M. Trudeau a par ailleurs soutenu que si l’administration Trump qui se profile à l’horizon sévit contre les technologies vertes, cela pourrait représenter une belle occasion d’affaires pour le Canada. «Je crains que les États-Unis ne reculent dans la lutte contre le changement climatique», a-t-il admis.

«Si les gens considèrent les États-Unis comme un endroit où il n’est pas intéressant d’innover et de lutter contre le changement climatique, ils se tourneront automatiquement vers le Canada.»

John Kirton, directeur du «G20 Research Group», a estimé que le sommet de Rio avait produit une déclaration de clôture relativement faible, avec ses 174 engagements au lieu des quelque 240 lors des deux précédents sommets.

Il souligne par ailleurs que de nombreux engagements à Rio constituent en fait des «réengagements» et que le sommet n’avait donné lieu à aucun nouvel engagement financier.

M. Trudeau a quand même annoncé mardi l’allocation de 68 millions $ de fonds précédemment annoncés pour aider aux priorités du G20, principalement en Amérique latine, allant de la lutte contre le crime organisé et le trafic de drogue au soutien à la conservation et à l’augmentation de la participation économique des femmes.

M. Kirton estime par contre que, malgré les déceptions exprimées par M. Trudeau, le libellé sur l’Ukraine aurait pu être beaucoup plus faible, par exemple en appelant à un cessez-le-feu, comme l’ont demandé certains membres du G20.

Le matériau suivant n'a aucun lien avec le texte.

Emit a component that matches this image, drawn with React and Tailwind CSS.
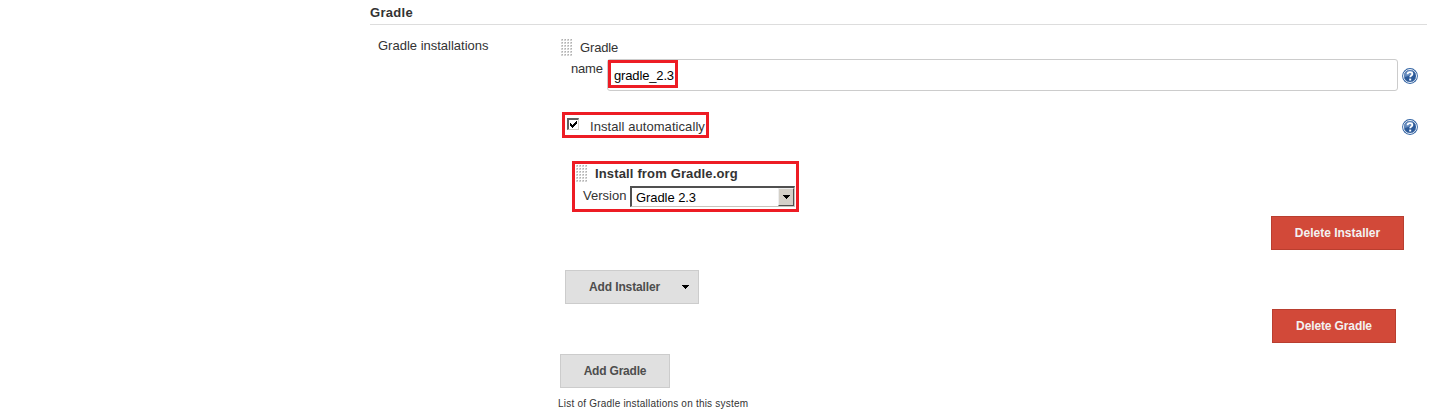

Il croit par ailleurs que M. Trudeau appréciera probablement le langage de la déclaration sur les migrations, pour respecter les droits de tous ceux qui quittent leur pays tout en s’attaquant aux causes de la migration irrégulière. M. Kirton estime que cette posture contraste fortement avec les politiques proposées par Donald Trump.